WORK TO BE COMPLETED:
Looking at the listing, state how many of its lines contain the string "index". Write only the number.

DATA PROVIDED:
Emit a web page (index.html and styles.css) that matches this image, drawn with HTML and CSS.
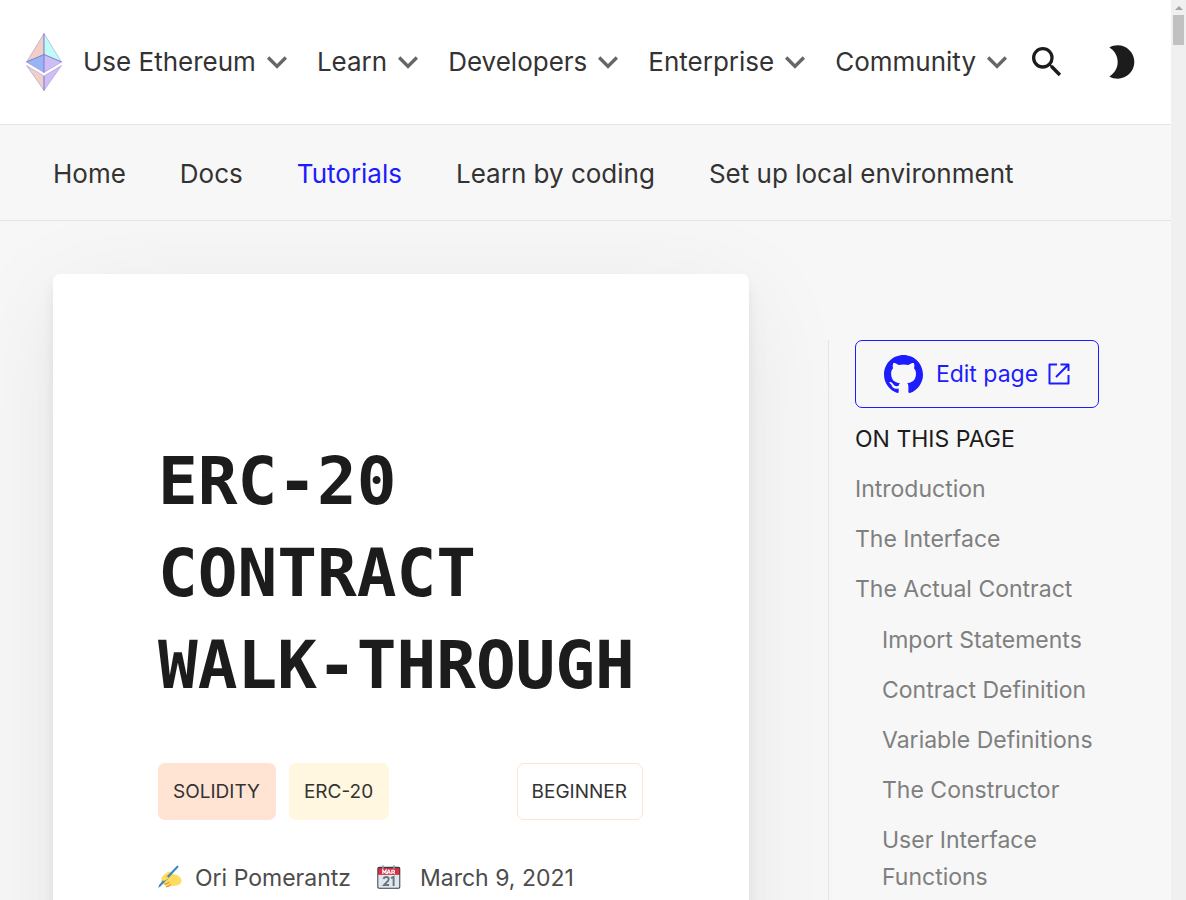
FILE: index.html
```html
<!DOCTYPE html>
<html lang="en">
<head>
<meta charset="utf-8">
<meta name="viewport" content="width=device-width, initial-scale=1">
<title>ERC-20 Contract Walk-Through</title>
<link rel="stylesheet" href="styles.css">
</head>
<body>
<svg class="sprite" aria-hidden="true">
  <symbol id="chevron" viewBox="0 0 24 24"><path d="M16.59 8.59L12 13.17 7.41 8.59 6 10l6 6 6-6z"/></symbol>
</svg>
<div class="page">
  <header class="topbar">
    <a class="logo" href="#" aria-label="Ethereum home">
      <svg viewBox="0 0 36 58" aria-hidden="true">
        <g stroke="#8f85dc" stroke-opacity=".6" stroke-width=".8" stroke-linejoin="round">
          <path fill="#f0d0c6" d="M18 .5L.5 29 18 21.500z"/>
          <path fill="#bffcf7" d="M18 .5L35.500 29 18 21.500z"/>
          <path fill="#98b4f3" d="M18 21.500L.5 29 18 39.500z"/>
          <path fill="#cfbdf4" d="M18 21.500L35.500 29 18 39.500z"/>
          <path fill="#f0d0c6" d="M.5 32.500L18 43v14.500z"/>
          <path fill="#cfbdf4" d="M35.500 32.500L18 43v14.500z"/>
        </g>
        <path fill="none" stroke="#7d7bd8" stroke-opacity=".7" d="M18 .5v39M18 43v14.500M.5 29L18 21.500 35.500 29"/>
      </svg>
    </a>
    <nav class="menu" aria-label="Main">
      <button type="button">Use Ethereum<svg aria-hidden="true"><use href="#chevron"/></svg></button>
      <button type="button">Learn<svg aria-hidden="true"><use href="#chevron"/></svg></button>
      <button type="button">Developers<svg aria-hidden="true"><use href="#chevron"/></svg></button>
      <button type="button">Enterprise<svg aria-hidden="true"><use href="#chevron"/></svg></button>
      <button type="button">Community<svg aria-hidden="true"><use href="#chevron"/></svg></button>
    </nav>
    <div class="actions">
      <button type="button" aria-label="Search"><svg viewBox="0 0 24 24"><path d="M15.5 14h-.79l-.28-.27A6.471 6.471 0 0 0 16 9.500 6.500 6.500 0 1 0 9.500 16c1.610 0 3.090-.59 4.230-1.570l.27.28v.79l5 4.990L20.490 19l-4.990-5zm-6 0C7.010 14 5 11.990 5 9.500S7.010 5 9.500 5 14 7.010 14 9.500 11.990 14 9.500 14z"/></svg></button>
      <button type="button" aria-label="Dark mode"><svg viewBox="0 0 24 24"><path d="M10 2c-1.820 0-3.530.5-5 1.350C7.990 5.080 10 8.300 10 12s-2.010 6.920-5 8.650C6.470 21.500 8.180 22 10 22c5.520 0 10-4.480 10-10S15.520 2 10 2z"/></svg></button>
    </div>
  </header>
  <nav class="subnav" aria-label="Developers">
    <a href="#">Home</a>
    <a href="#">Docs</a>
    <a class="active" href="#" aria-current="page">Tutorials</a>
    <a href="#">Learn by coding</a>
    <a href="#">Set up local environment</a>
  </nav>
  <div class="content">
    <main class="card">
      <h1>ERC-20 CONTRACT WALK-THROUGH</h1>
      <div class="tags">
        <span class="tag peach">SOLIDITY</span>
        <span class="tag cream">ERC-20</span>
        <span class="tag level">BEGINNER</span>
      </div>
      <div class="meta">
        <svg viewBox="0 0 24 24" aria-hidden="true">
          <path fill="#ffdc5d" d="M3.500 12.500C6 9.500 10 6 12.500 6.800c1.200.4 1 1.600 0 2.400 3.500-.9 9.500 1.300 10.800 5.300.8 3-1.300 5.500-4.800 6-2.500.5-4 .6-6 .2-1.500 1-3 1.600-4.500 1.200l-1.500-3c-2 0-4-.5-3.800-2 .1-1 .9-1.300 2-1.800-1-.5-1.800-1.500-1.200-2.600z"/>
          <path fill="none" stroke="#ef9645" stroke-width="1.300" stroke-linecap="round" d="M12.500 9.200L9 11.500M4.500 15.200c1.500.4 3 0 4.500-1M6.500 19c2 0 3-.5 4.500-1.800M8.500 21.700c1.300-.2 2.600-.8 4-2"/>
          <path fill="#3b88c3" d="M18.500 1.200c.9-1 2.600-.4 1.900 1L10.200 13.300 3 21 .2 23l1-3.200 6.600-7.300z"/>
          <path fill="#ffdc5d" d="M5.200 13.500c1-1 3.200-2.400 4.600-1.700.9.600.4 1.700-.6 2.500-1.200 1-3 1.800-4.200 1.400-.8-.4-.8-1.300.2-2.200z"/>
        </svg>
        <span class="author">Ori Pomerantz</span>
        <svg viewBox="0 0 24 24" aria-hidden="true">
          <rect x=".3" y="1.800" width="23" height="22" rx="1.800" fill="#363c42"/>
          <path fill="#e1e8ed" d="M1.300 9.500h21v12.200q0 1-1 1h-19q-1 0-1-1z"/>
          <path fill="#dd2e44" d="M1.300 3.200h21v6.500h-21z"/>
          <g stroke="#8f9ca6" stroke-width="1.400" stroke-linecap="round"><path d="M6 .7v2.800M17 .7v2.800"/></g>
          <g fill="none" stroke="#fff" stroke-width="1.100"><path d="M5.800 9V5l1.600 2.400L9 5v4M10 9l1.400-4h.6L13.400 9M10.600 7.800h2.300M14.800 9V5.200h1.700q1 0 1 1t-1 1h-1.700M16.400 7.300L17.800 9"/></g>
          <g fill="none" stroke="#66757f" stroke-width="1.900"><path d="M6.600 14q.4-2 2.600-2 2.500 0 2.500 1.900 0 1.400-2 3.300L7.100 20h5M14 13.200l2.600-1.200v9"/></g>
        </svg>
        <time datetime="2021-03-09">March 9, 2021</time>
      </div>
    </main>
    <aside class="toc">
      <a class="edit" href="#">
        <svg class="github" viewBox="0 0 16 16" aria-hidden="true"><path d="M8 0C3.580 0 0 3.580 0 8c0 3.540 2.290 6.530 5.470 7.590.4.07.55-.17.55-.38 0-.19-.01-.82-.01-1.490-2.010.37-2.530-.49-2.690-.94-.09-.23-.48-.94-.82-1.130-.28-.15-.68-.52-.01-.53.63-.01 1.080.58 1.230.82.72 1.210 1.870.87 2.330.66.07-.52.28-.87.51-1.070-1.780-.2-3.640-.89-3.640-3.950 0-.87.31-1.590.82-2.150-.08-.2-.36-1.020.08-2.120 0 0 .67-.21 2.200.82.64-.18 1.320-.27 2-.27s1.360.09 2 .27c1.530-1.040 2.200-.82 2.200-.82.44 1.100.16 1.920.08 2.120.51.56.82 1.270.82 2.150 0 3.070-1.870 3.750-3.650 3.950.29.25.54.73.54 1.480 0 1.070-.01 1.930-.01 2.200 0 .21.15.46.55.38A8.010 8.010 0 0 0 16 8c0-4.420-3.580-8-8-8z"/></svg>
        <span>Edit page</span>
        <svg class="external" viewBox="0 0 22 22" aria-hidden="true"><path d="M9 1.500H1.500v19h19V12M8 14L20 2M12.500 1.500h8V8"/></svg>
      </a>
      <h2>ON THIS PAGE</h2>
      <ul>
        <li><a href="#">Introduction</a></li>
        <li><a href="#">The Interface</a></li>
        <li><a href="#">The Actual Contract</a>
          <ul>
            <li><a href="#">Import Statements</a></li>
            <li><a href="#">Contract Definition</a></li>
            <li><a href="#">Variable Definitions</a></li>
            <li><a href="#">The Constructor</a></li>
            <li><a href="#">User Interface Functions</a></li>
          </ul>
        </li>
      </ul>
    </aside>
  </div>
</div>
<div class="scrollbar" aria-hidden="true"><i class="arrow"></i><i class="thumb"></i></div>
</body>
</html>
```
FILE: styles.css
```css
* { box-sizing: border-box; }

body {
  margin: 0;
  height: 100vh;
  overflow: hidden;
  display: flex;
  background: #f7f7f7;
  color: #333;
  font-family: Inter, "Liberation Sans", sans-serif;
  font-size: 26px;
  line-height: 42px;
}

a { color: inherit; text-decoration: none; }

button {
  border: 0;
  padding: 0;
  background: none;
  color: inherit;
  font: inherit;
  cursor: pointer;
}

svg { display: block; flex: none; }
.sprite { position: absolute; width: 0; height: 0; }

.page {
  flex: 1;
  min-width: 0;
  height: 100vh;
  overflow: hidden;
}

.topbar {
  display: flex;
  align-items: center;
  height: 125px;
  padding: 0 30px 0 26px;
  background: #fff;
  border-bottom: 1px solid #e5e5e5;
}

.logo svg { width: 36px; height: 58px; }

.menu {
  display: flex;
  gap: 20px;
  margin-left: 21px;
}

.menu button {
  display: flex;
  align-items: center;
  gap: 1px;
  white-space: nowrap;
}

.menu svg { width: 40px; height: 40px; fill: #666; }

.actions {
  display: flex;
  flex: 1;
  justify-content: space-between;
  margin-left: 10px;
}

.actions svg { width: 40px; height: 40px; fill: #1c1c1c; }

.subnav {
  position: relative;
  z-index: 1;
  display: flex;
  align-items: center;
  gap: 54px;
  height: 96px;
  padding: 2px 53px 0;
  background: #f7f7f7;
  border-bottom: 1px solid #e5e5e5;
  white-space: nowrap;
}

.subnav .active { color: #1c1cff; }

.content {
  display: flex;
  align-items: flex-start;
  gap: 79px;
  padding: 53px;
}

.card {
  flex: 1;
  min-width: 0;
  min-height: 100vh;
  padding: 162px 106px 106px 105px;
  background: #fff;
  border-radius: 7px;
  box-shadow: 0 23px 109px rgba(0, 0, 0, .07), 0 16px 28px rgba(0, 0, 0, .03), 0 7px 12px rgba(0, 0, 0, .05);
}

h1 {
  margin: 0 0 51px;
  color: #1c1c1c;
  font-family: "DejaVu Sans Mono", "Liberation Mono", monospace;
  font-size: 66px;
  font-weight: 700;
  line-height: 92px;
}

.tags { display: flex; gap: 13px; }

.tag {
  padding: 7px 15px 7px 14px;
  border: 1px solid transparent;
  border-radius: 7px;
  font-size: 19px;
  line-height: 41px;
}

.peach { background: #ffe3d3; }
.cream { background: #fff7df; }
.level { margin-left: auto; border-color: #ffe3d3; }

.meta {
  display: flex;
  align-items: center;
  margin-top: 40px;
  color: #4c4c4c;
  font-size: 23px;
  line-height: 37px;
  white-space: nowrap;
}

.meta svg { width: 24px; height: 24px; margin-bottom: 3px; }
.author { margin: 0 26px 0 13px; }
.meta time { margin-left: 19px; }

.toc {
  width: 290px;
  margin-top: 66px;
  padding: 0 19px 26px 26px;
  border-left: 1px solid #e5e5e5;
  color: #7f7f7f;
  font-size: 23px;
  line-height: 37px;
}

.edit {
  display: flex;
  align-items: center;
  justify-content: center;
  height: 68px;
  border: 1px solid #1c1cff;
  border-radius: 7px;
  color: #1c1cff;
}

.github { width: 39px; height: 39px; margin-right: 13px; fill: #1c1cff; }

.external {
  width: 22px;
  height: 22px;
  margin-left: 10px;
  fill: none;
  stroke: #1c1cff;
  stroke-width: 2;
  stroke-linejoin: round;
}

.toc h2 {
  margin: 13px 0;
  color: #1c1c1c;
  font-size: 23px;
  font-weight: 400;
}

.toc ul {
  display: grid;
  gap: 13px;
  margin: 0;
  padding: 0;
  list-style: none;
}

.toc ul ul { margin-top: 14px; padding-left: 27px; }

.scrollbar {
  display: flex;
  flex-direction: column;
  align-items: center;
  width: 15px;
  background: #f0f0f0;
}

.arrow {
  margin-top: 6px;
  border: 4px solid transparent;
  border-top-width: 0;
  border-bottom-color: #a3a3a3;
}

.thumb {
  width: 11px;
  height: 30px;
  margin-top: 5px;
  background: #c1c1c1;
}
```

THE RESULT:
3